ARTH 348 Special Topics in Art and Film: Sound / Art / Consciousness

  • Tuesdays 8:45 am-12:45 pm
  • Instructors: Randolph Jordan

This course examines the role of sound in the “visual arts.” Western art history and film studies have shared an occularcentric approach to investigating the products of creative expression, focusing on visual modes of representation as driven by a broader culture that privileges the sense of sight over all others. Yet the human body is multisensorial, and human consciousness provides experiences of the world that transcend the boundary lines between the individual senses. How might attention to senses other than sight reveal aspects of the visual arts otherwise left unseen? We will investigate this question with a focus on one of the other senses, hearing, as a means of understanding the transsensorial nature of all art, and of human consciousness itself. We will make use of the fully equipped cinema classroom at our disposal to engage with weekly screenings of films that explore various facets of the intersection between light and sound, seeing and hearing, looking, and listening.
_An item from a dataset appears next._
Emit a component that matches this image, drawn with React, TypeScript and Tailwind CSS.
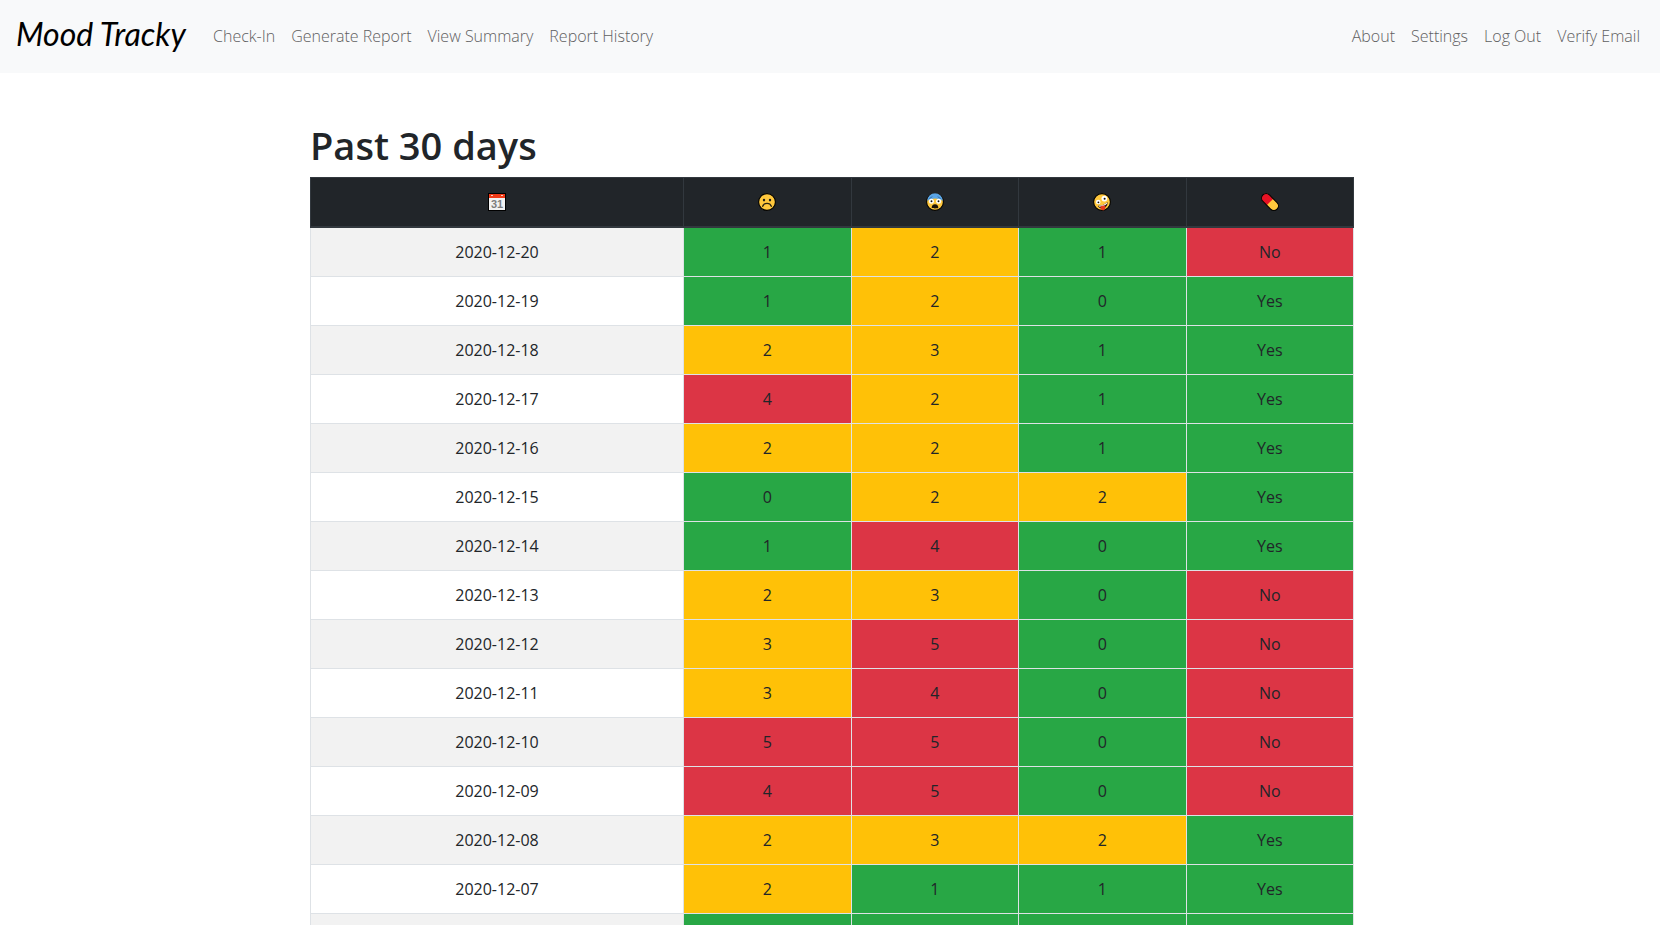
import type { ReactNode } from "react";

type Tone = "good" | "fair" | "poor";

const toneClass: Record<Tone, string> = {
  good: "bg-[#28a745]",
  fair: "bg-[#ffc107]",
  poor: "bg-[#dc3545]",
};

interface Entry {
  date: string;
  scores: [number, number, number];
  medicated: boolean;
}

const entries: Entry[] = [
  { date: "2020-12-20", scores: [1, 2, 1], medicated: false },
  { date: "2020-12-19", scores: [1, 2, 0], medicated: true },
  { date: "2020-12-18", scores: [2, 3, 1], medicated: true },
  { date: "2020-12-17", scores: [4, 2, 1], medicated: true },
  { date: "2020-12-16", scores: [2, 2, 1], medicated: true },
  { date: "2020-12-15", scores: [0, 2, 2], medicated: true },
  { date: "2020-12-14", scores: [1, 4, 0], medicated: true },
  { date: "2020-12-13", scores: [2, 3, 0], medicated: false },
  { date: "2020-12-12", scores: [3, 5, 0], medicated: false },
  { date: "2020-12-11", scores: [3, 4, 0], medicated: false },
  { date: "2020-12-10", scores: [5, 5, 0], medicated: false },
  { date: "2020-12-09", scores: [4, 5, 0], medicated: false },
  { date: "2020-12-08", scores: [2, 3, 2], medicated: true },
  { date: "2020-12-07", scores: [2, 1, 1], medicated: true },
  { date: "2020-12-06", scores: [1, 1, 1], medicated: true },
];

function toneOf(score: number): Tone {
  if (score <= 1) return "good";
  return score <= 3 ? "fair" : "poor";
}

function Icon({ label, children }: { label: string; children: ReactNode }) {
  return (
    <svg role="img" aria-label={label} viewBox="0 0 18 18" className="mx-auto block size-[18px]">
      {children}
    </svg>
  );
}

function CalendarIcon() {
  return (
    <Icon label="Date">
      <rect width="18" height="18" fill="#000" />
      <rect x="1" y="1" width="16" height="16" fill="#f2f2f2" />
      <rect x="1" y="1" width="16" height="4" fill="#f03a17" />
      <rect x="3" y="2" width="2" height="1" fill="#ffc9bd" />
      <rect x="13" y="2" width="2" height="1" fill="#ffc9bd" />
      <text x="9" y="15" textAnchor="middle" fontFamily="Liberation Sans, sans-serif" fontWeight="700" fontSize="11" fill="#7d7d7d">
        31
      </text>
    </Icon>
  );
}

function SadIcon() {
  return (
    <Icon label="Depression">
      <circle cx="9" cy="9" r="8.4" fill="#ffc83d" stroke="#000" strokeWidth="1.1" />
      <ellipse cx="6" cy="7.1" rx="1.2" ry="1.4" fill="#1c1c1c" />
      <ellipse cx="12" cy="7.1" rx="1.2" ry="1.4" fill="#1c1c1c" />
      <path d="M4.7 13.3C5.5 10.9 7 10.4 9 10.4s3.5.5 4.3 2.9" fill="none" stroke="#2b2412" strokeWidth="1.3" strokeLinecap="round" />
    </Icon>
  );
}

function FearIcon() {
  return (
    <Icon label="Anxiety">
      <circle cx="9" cy="9" r="8.4" fill="#ffc83d" stroke="#000" strokeWidth="1.1" />
      <path d="M1.2 8A7.8 7.8 0 0 1 16.8 8C15.2 6.3 12 5.4 9 5.4S2.8 6.3 1.2 8Z" fill="#5aa5e6" />
      <path d="M3.6 5.4 6 3.9M14.4 5.4 12 3.9" stroke="#2c6ca8" strokeWidth="0.9" strokeLinecap="round" />
      <circle cx="5.4" cy="8.2" r="2.5" fill="#fff" />
      <circle cx="12.6" cy="8.2" r="2.5" fill="#fff" />
      <circle cx="5.5" cy="8.3" r="0.95" fill="#111" />
      <circle cx="12.5" cy="8.3" r="0.95" fill="#111" />
      <path d="M5.7 15c0-2.4 1.1-3.7 3.3-3.7s3.3 1.3 3.3 3.7c-.7.5-5.9.5-6.6 0Z" fill="#1c1208" />
    </Icon>
  );
}

function ZanyIcon() {
  return (
    <Icon label="Mania">
      <circle cx="9" cy="9" r="8.4" fill="#ffc83d" stroke="#000" strokeWidth="1.1" />
      <circle cx="5.2" cy="9" r="2.3" fill="#fff" />
      <circle cx="11.4" cy="5.6" r="2.9" fill="#fff" />
      <circle cx="5.4" cy="9.3" r="0.9" fill="#111" />
      <circle cx="11.6" cy="5.8" r="1" fill="#111" />
      <path d="M4.9 12.7C8.5 13 12 11.6 14.5 9c.5 2.6-1 5.3-4 6.2-2.5.7-4.7-.2-5.6-2.5Z" fill="#2a1610" />
      <path d="M5.6 12.8c3.1.1 6.2-1.2 8.5-3.3l.1 1.1c-2.3 2.1-5 3.2-8 3.2Z" fill="#fff" />
      <path d="M7.3 13.7c1.5-1.2 3.6-1.5 4.9-1 .5 2 0 4-1.5 4.5-1.8.5-3.3-.8-3.4-3.5Z" fill="#e8391c" />
    </Icon>
  );
}

function PillIcon() {
  return (
    <Icon label="Medication">
      <g transform="rotate(45 9 9)">
        <rect x="-1" y="4.4" width="20" height="9.2" rx="4.6" fill="#ffc83d" />
        <path d="M9 4.4H3.6a4.6 4.6 0 0 0 0 9.2H9Z" fill="#e81224" />
        <rect x="-1" y="4.4" width="20" height="9.2" rx="4.6" fill="none" stroke="#000" strokeWidth="1.1" />
      </g>
    </Icon>
  );
}

const columns = [
  { key: "date", icon: <CalendarIcon /> },
  { key: "depression", icon: <SadIcon /> },
  { key: "anxiety", icon: <FearIcon /> },
  { key: "mania", icon: <ZanyIcon /> },
  { key: "medication", icon: <PillIcon /> },
];

function NavLinks({ items }: { items: string[] }) {
  return (
    <ul className="flex gap-4">
      {items.map((item) => (
        <li key={item}>
          <a href="#" className="block whitespace-nowrap text-base leading-6 font-light text-[#5f6061]">
            {item}
          </a>
        </li>
      ))}
    </ul>
  );
}

export default function App() {
  return (
    <div className="bg-white font-['Segoe_UI','Open_Sans',sans-serif] text-[#212529]">
      <nav className="flex h-[73px] items-center bg-[#f8f9fa] pr-5 pb-px pl-4">
        <a
          href="#"
          className="w-[197px] shrink-0 whitespace-nowrap pb-1 font-['Brush_Script_MT','Lato',cursive] text-[32px] leading-10 text-black italic"
        >
          Mood Tracky
        </a>
        <div className="flex grow items-center justify-between">
          <NavLinks items={["Check-In", "Generate Report", "View Summary", "Report History"]} />
          <NavLinks items={["About", "Settings", "Log Out", "Verify Email"]} />
        </div>
      </nav>

      <main className="pt-12 pl-1">
        <div className="mx-auto max-w-[1044px]">
          <h1 className="mb-2 text-[38px] leading-[48px] font-semibold">Past 30 days</h1>
          <table className="w-full table-fixed border-collapse text-center leading-6">
            <thead className="bg-[#212529]">
              <tr>
                {columns.map(({ key, icon }) => (
                  <th
                    key={key}
                    scope="col"
                    className="h-[49px] border border-b-2 border-[#32383e] p-3 first:w-[373px]"
                  >
                    {icon}
                  </th>
                ))}
              </tr>
            </thead>
            <tbody>
              {entries.map(({ date, scores, medicated }) => (
                <tr key={date} className="odd:bg-[#f2f2f2]">
                  <td className="border border-[#dee2e6] p-3">{date}</td>
                  {scores.map((score, i) => (
                    <td key={i} className={`border border-[#dee2e6] p-3 ${toneClass[toneOf(score)]}`}>
                      {score}
                    </td>
                  ))}
                  <td className={`border border-[#dee2e6] p-3 ${toneClass[medicated ? "good" : "poor"]}`}>
                    {medicated ? "Yes" : "No"}
                  </td>
                </tr>
              ))}
            </tbody>
          </table>
        </div>
      </main>
    </div>
  );
}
Screenings will provide points of reference to explore a variety of topic areas, including: the role of art in modeling different concepts of human consciousness; Indigenous and non-Western perspectives on the relationship between sound, culture, and knowledge; the multi-modal genre of visual music; art as vehicle for both representing and generating altered states of consciousness; the marginalization of neurodiversity and sensory disability; debates about the nature of non-human consciousness; and how the field of sound ecology can help us rethink the visually-oriented environments in which we spend our lives. Assignments will require students to apply interdisciplinary methods that draw from the interlinked histories, theories, approaches, and current debates of art history and film studies. Students will come away from the course with an enhanced skillset for thinking critically about the ways in which visual bias has informed our understanding of art and culture, and new strategies for charting alternative pathways through the intersection of art and consciousness.